David Stockman’s Questions For Mitt Romney

If the former Reagan budget expert had the chance, here’s what he’d ask the Republican candidate tonight.

Steve Pope / Getty Images

In Newsweek this week, David Stockman dissected the performance of Bain Capital during the Mitt Romney years. His conclusion: the company was no job creator. Here are some of the stories of those years, with questions for the candidate appended.

THE ZOMBIES Stockman says Bain’s billions of profits were not rewards for the hard slog of making viable businesses. They were mostly unearned windfalls collected from gambling on markets that were rigged to rise. He calls the companies you left with unsustainable debt “zombies.”
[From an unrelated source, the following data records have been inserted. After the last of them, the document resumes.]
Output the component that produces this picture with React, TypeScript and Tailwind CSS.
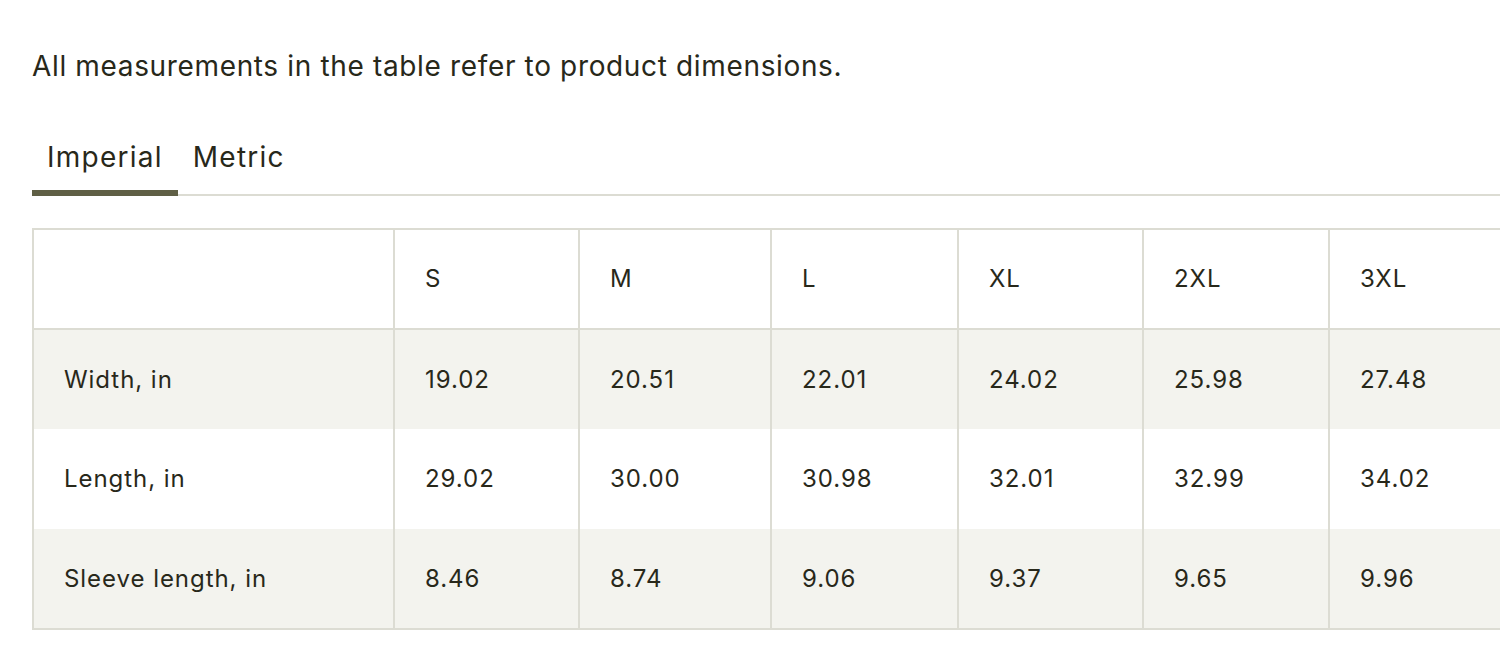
import { useState } from 'react';

const sizes = ['S', 'M', 'L', 'XL', '2XL', '3XL'];
const colWidths = ['w-[185px]', 'w-[192px]', 'w-[187px]', 'w-[185px]', 'w-[186px]', 'w-[186px]'];

const rows = [
  { label: 'Width, in', values: ['19.02', '20.51', '22.01', '24.02', '25.98', '27.48'] },
  { label: 'Length, in', values: ['29.02', '30.00', '30.98', '32.01', '32.99', '34.02'] },
  { label: 'Sleeve length, in', values: ['8.46', '8.74', '9.06', '9.37', '9.65', '9.96'] },
];

const App = () => {
  const [tab, setTab] = useState('Imperial');

  return (
    <div className="min-h-screen w-full overflow-hidden bg-white font-['Inter',sans-serif] text-[#28281a]">
      <div className="pl-8 pt-[46px]">
        <p className="text-[28px] leading-[40px] tracking-[0.65px]">
          All measurements in the table refer to product dimensions.
        </p>

        {/* Tabs */}
        <div className="mt-[51px] flex border-b-2 border-[#dcdcd3]">
          {['Imperial', 'Metric'].map((t) => (
            <button
              className={`-mb-[2px] px-[15px] pb-[13px] text-[28px] leading-[40px] tracking-[1.25px] ${
                t === tab ? 'border-b-[6px] border-[#5f5f45]' : 'border-b-[6px] border-transparent'
              }`}
              key={t}
              onClick={() => setTab(t)}
              type="button"
            >
              {t}
            </button>
          ))}
        </div>

        {/* Size table */}
        <table className="mt-8 w-[1482px] table-fixed border-collapse border-2 border-[#dcdcd3] text-left text-[24px] tracking-[0.95px]">
          <thead>
            <tr className="h-[100px] bg-white">
              <th className="w-[361px] border-2 border-[#dcdcd3] px-[30px] font-normal" />
              {sizes.map((s, i) => (
                <th className={`${colWidths[i]} border-2 border-[#dcdcd3] px-[30px] font-normal`} key={s}>
                  {s}
                </th>
              ))}
            </tr>
          </thead>
          <tbody>
            {rows.map((r, ri) => (
              <tr className={`h-[100px] ${ri % 2 === 0 ? 'bg-[#f3f3ee]' : 'bg-white'}`} key={r.label}>
                <td className="border-x-2 border-[#dcdcd3] px-[30px]">{r.label}</td>
                {r.values.map((v, i) => (
                  <td className="border-x-2 border-[#dcdcd3] px-[30px]" key={i}>
                    {v}
                  </td>
                ))}
              </tr>
            ))}
          </tbody>
        </table>
      </div>
    </div>
  );
};

export default App;
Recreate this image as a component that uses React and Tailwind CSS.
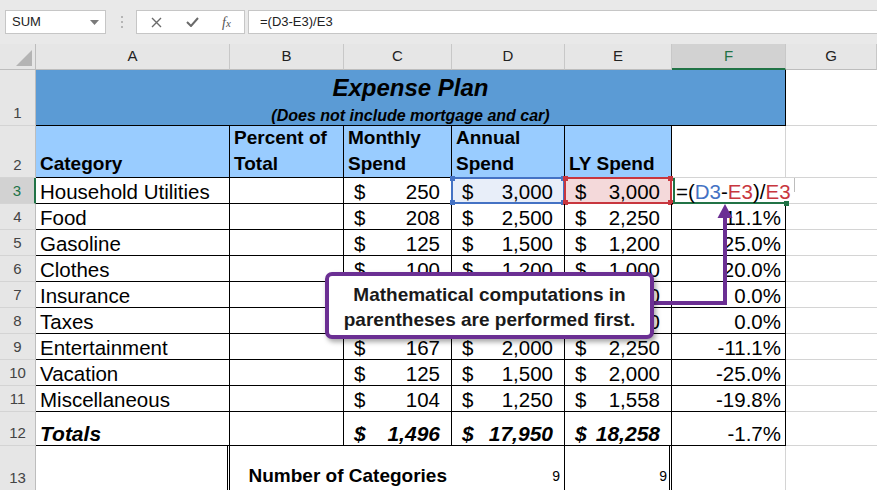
const ROWS = [
  ['Household Utilities', '250', '3,000', '3,000', null],
  ['Food', '208', '2,500', '2,250', '11.1%'],
  ['Gasoline', '125', '1,500', '1,200', '25.0%'],
  ['Clothes', '100', '1,200', '1,000', '20.0%'],
  ['Insurance', '83', '1,000', '1,000', '0.0%'],
  ['Taxes', '333', '4,000', '4,000', '0.0%'],
  ['Entertainment', '167', '2,000', '2,250', '-11.1%'],
  ['Vacation', '125', '1,500', '2,000', '-25.0%'],
  ['Miscellaneous', '104', '1,250', '1,558', '-19.8%'],
]

const LETTERS = ['A', 'B', 'C', 'D', 'E', 'F', 'G']

function RowHead({ n, active }) {
  return (
    <div
      className={
        'flex items-end justify-center border-b border-[#d4d4d4] pb-[1px] text-[15px] leading-[22px] ' +
        (active
          ? 'border-r-2 border-r-[#217346] bg-[#d2d2d2] text-[#217346]'
          : 'border-r border-r-[#bdbdbd] bg-[#e6e6e6] text-[#444]')
      }
    >
      {n}
    </div>
  )
}

function Money({ v, bold }) {
  return (
    <div
      className={
        'flex w-full justify-between pl-[10px] pr-[11px] ' + (bold ? 'text-[21px] font-bold italic' : '')
      }
    >
      <span>$</span>
      <span>{v}</span>
    </div>
  )
}

function Corners({ color }) {
  return (
    <>
      <span className={'absolute -left-[3px] -top-[3px] h-[5px] w-[5px] ' + color} />
      <span className={'absolute -right-[3px] -top-[3px] h-[5px] w-[5px] ' + color} />
      <span className={'absolute -bottom-[3px] -left-[3px] h-[5px] w-[5px] ' + color} />
      <span className={'absolute -bottom-[3px] -right-[3px] h-[5px] w-[5px] ' + color} />
    </>
  )
}

function Toolbar() {
  return (
    <div className="flex h-[44px] items-center bg-[#e9e9e9] pl-[5px]">
      <div className="flex h-[24px] w-[101px] items-center justify-between border border-[#c6c6c6] bg-white pl-[6px] pr-[6px] text-[13px] text-[#222]">
        <span>SUM</span>
        <svg width="9" height="5" viewBox="0 0 9 5">
          <path d="M0 0h9L4.5 5z" fill="#7a7a7a" />
        </svg>
      </div>
      <div className="ml-[15px] flex w-[2px] flex-col gap-[3px]">
        <span className="h-[2px] w-[2px] bg-[#b5b5b5]" />
        <span className="h-[2px] w-[2px] bg-[#b5b5b5]" />
        <span className="h-[2px] w-[2px] bg-[#b5b5b5]" />
      </div>
      <div className="ml-[13px] flex h-[24px] w-[109px] items-center border border-[#c6c6c6] bg-white">
        <svg className="ml-[14px]" width="11" height="11" viewBox="0 0 11 11">
          <path d="M1 1l9 9M10 1l-9 9" stroke="#6a6a6a" strokeWidth="1.4" />
        </svg>
        <svg className="ml-[24px]" width="13" height="10" viewBox="0 0 13 10">
          <path d="M1 5l4 4 7-8" stroke="#6a6a6a" strokeWidth="2" fill="none" />
        </svg>
        <span className="ml-[23px] font-['Liberation_Serif',serif] text-[14px] italic text-[#555]">
          f<span className="text-[11px]">x</span>
        </span>
      </div>
      <div className="ml-[3px] flex h-[24px] flex-1 items-center border border-r-0 border-[#c6c6c6] bg-white pl-[11px] text-[13px] text-[#222]">
        =(D3-E3)/E3
      </div>
    </div>
  )
}

export default function App() {
  return (
    <div className="relative h-[490px] w-[877px] overflow-hidden bg-white font-['Liberation_Sans',Arial,sans-serif] text-black">
      <Toolbar />
      <div className="grid grid-cols-[36px_194px_114px_108px_113px_107px_114px_91px] grid-rows-[26px_56px_52px_26px_26px_26px_26px_26px_26px_26px_26px_26px_34px_45px]">
        {/* column headers */}
        <div className="relative border-b border-r border-[#bdbdbd] bg-[#e6e6e6]">
          <svg className="absolute bottom-[3px] right-[3px]" width="16" height="16" viewBox="0 0 16 16">
            <path d="M16 0v16H0z" fill="#b4b4b4" />
          </svg>
        </div>
        {LETTERS.map((l) => (
          <div
            key={l}
            className={
              'flex items-center justify-center border-r border-[#c8c8c8] text-[15px] ' +
              (l === 'F'
                ? 'border-b-2 border-b-[#217346] bg-[#d2d2d2] text-[#217346]'
                : 'border-b border-b-[#bdbdbd] bg-[#e6e6e6] text-[#222]')
            }
          >
            {l}
          </div>
        ))}

        {/* row 1 */}
        <RowHead n="1" />
        <div className="col-span-6 flex flex-col items-center justify-end border-b border-r border-black bg-[#5b9bd5] font-bold italic">
          <div className="mb-[5px] text-[24px] leading-[28px]">Expense Plan</div>
          <div className="text-[16px] leading-[18px]">(Does not include mortgage and car)</div>
        </div>
        <div className="border-b border-[#d4d4d4]" />

        {/* row 2 */}
        <RowHead n="2" />
        {['Category', 'Percent of\nTotal', 'Monthly\nSpend', 'Annual\nSpend', 'LY Spend'].map((h) => (
          <div
            key={h}
            className="flex items-end whitespace-pre-line border-b border-r border-black bg-[#99ccff] pl-[4px] text-[19px] font-bold leading-[26px]"
          >
            {h}
          </div>
        ))}
        <div className="border-b border-r border-[#d4d4d4]" />
        <div className="border-b border-[#d4d4d4]" />

        {/* data rows */}
        {ROWS.map((r, i) => {
          const first = i === 0
          return [
            <RowHead key={'h' + i} n={String(i + 3)} active={first} />,
            <div key={'a' + i} className="flex items-end border-b border-r border-black pl-[4px] text-[20.5px] leading-[22px]">
              {r[0]}
            </div>,
            <div key={'b' + i} className="border-b border-r border-black" />,
            <div key={'c' + i} className="flex items-end border-b border-r border-black text-[20.5px] leading-[22px]">
              <Money v={r[1]} />
            </div>,
            <div
              key={'d' + i}
              className={
                'relative flex items-end border-b border-r border-black text-[20.5px] leading-[22px] ' +
                (first ? 'bg-[#e8eef9]' : '')
              }
            >
              <Money v={r[2]} />
              {first && (
                <div className="absolute -inset-[1px] border-2 border-[#4472c4]">
                  <Corners color="bg-[#4472c4]" />
                </div>
              )}
            </div>,
            <div
              key={'e' + i}
              className={
                'relative flex items-end border-b border-r border-black text-[20.5px] leading-[22px] ' +
                (first ? 'bg-[#f4d9da]' : '')
              }
            >
              <Money v={r[3]} />
              {first && (
                <div className="absolute -inset-[1px] border-2 border-[#c8363e]">
                  <Corners color="bg-[#c8363e]" />
                </div>
              )}
            </div>,
            first ? (
              <div key={'f' + i} className="relative z-10 flex items-end border-b border-r border-black text-[20.5px] leading-[22px]">
                <div className="absolute -bottom-[1px] left-[1px] right-[-1px] top-0 border-b-2 border-l-2 border-[#217346] bg-white" />
                <span className="absolute -bottom-[3px] -right-[4px] h-[5px] w-[5px] bg-[#217346]" />
                <span className="relative whitespace-nowrap pl-[4px]">
                  =(<span className="text-[#4472c4]">D3</span>-<span className="text-[#c8363e]">E3</span>)/
                  <span className="text-[#c8363e]">E3</span>
                </span>
                <span className="absolute left-[122px] top-0 h-[14px] w-px bg-[#bdbdbd]" />
              </div>
            ) : (
              <div key={'f' + i} className="flex items-end justify-end border-b border-r border-black pr-[4px] text-[20.5px] leading-[22px]">
                {r[4]}
              </div>
            ),
            <div key={'g' + i} className="border-b border-[#d4d4d4]" />,
          ]
        })}

        {/* row 12 totals */}
        <RowHead n="12" />
        <div className="flex items-end border-b border-r border-black pl-[4px] text-[21px] font-bold italic leading-[22px]">
          Totals
        </div>
        <div className="border-b border-r border-black" />
        {['1,496', '17,950', '18,258'].map((v) => (
          <div key={v} className="flex items-end border-b border-r border-black leading-[22px]">
            <Money v={v} bold />
          </div>
        ))}
        <div className="flex items-end justify-end border-b border-r border-black pr-[4px] text-[20.5px] leading-[22px]">
          -1.7%
        </div>
        <div className="border-b border-[#d4d4d4]" />

        {/* row 13 */}
        <RowHead n="13" />
        <div className="border-b border-b-[#d4d4d4] border-r-[3px] border-double border-r-black" />
        <div className="col-span-2 flex items-end justify-end border-b border-black pb-[3px] pr-[5px] text-[19px] font-bold leading-[22px]">
          Number of Categories
        </div>
        <div className="flex items-end justify-end border-b border-r border-black pb-[3px] pr-[4px] text-[14px] leading-[22px]">
          9
        </div>
        <div className="flex items-end justify-end border-b border-r-[3px] border-double border-black pb-[3px] pr-[2px] text-[14px] leading-[22px]">
          9
        </div>
        <div className="border-b border-r border-[#d4d4d4]" />
        <div className="border-b border-[#d4d4d4]" />
      </div>

      {/* callout arrow */}
      <svg className="pointer-events-none absolute left-0 top-0 z-20" width="877" height="490" viewBox="0 0 877 490">
        <path d="M650 303H725V215" stroke="#6b2f93" strokeWidth="4" fill="none" />
        <path d="M725 204L717.5 218H732.5Z" fill="#6b2f93" />
      </svg>
      <div className="absolute left-[325px] top-[272px] z-30 flex h-[67px] w-[329px] flex-col items-center justify-center rounded-[7px] border-4 border-[#6b2f93] bg-white pt-[3px] text-center text-[19px] font-bold leading-[25px] text-[#1a1a1a] shadow-[2px_3px_5px_rgba(0,0,0,0.35)]">
        <div>Mathematical computations in</div>
        <div>parentheses are performed first.</div>
      </div>
    </div>
  )
}
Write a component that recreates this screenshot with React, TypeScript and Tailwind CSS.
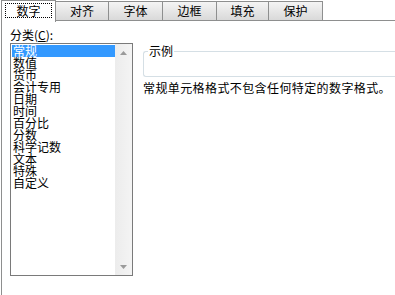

Stockman says the “startling fact” is that four of the ten deals that made big money for Bain ended up in bankruptcy, and for an obvious reason: Bain got its money out at the top of the economic boom of the late 1990s and then these companies hit the wall during the 2000-2002 downturn, weighed down by the massive load of debt Bain had bequeathed them. In fact, nearly $600 million, or one-third of the profits earned by the these companies, had been extracted from the hide of four eventual debt zombies.

One example is American Pad and Paper. Bain Capital invested a mere $5 million in 1992, then loaded it with debt at the purchase and through acquisitions. Four years later, Bain pulled out of the company without making it viable. In fact, it was so in debt that it went bankrupt in 1999. But Bain had made $100 million on the financial dealing.

QUESTION: Wasn’t American Pad and others just an exercise in cash stripping that could not occur in an honest free market where the central bank was not in the tank for Wall Street?


DEATH BY DEBT Bain invested $10 million in 1988 then borrowed $300 million to buy about 300 small Main Street stores. The year before, it had borrowed $300 million to buy a 250-store chain of family-clothing stores. The acquisitions formed a combined operation dubbed Stage Store. When Bain unloaded its shares in the parent company for a profit of $100 million. Stage Stores was so loaded with debt it had to file for bankruptcy.

QUESTION: Bain Capital says the company “grew for years” under your stewardship. But isn’t it true that the growth came from inflated inventory and vastly overstated assets? Wasn’t the growth—as with Stage Stores—actually the result of financial engineering games you played from the very beginning?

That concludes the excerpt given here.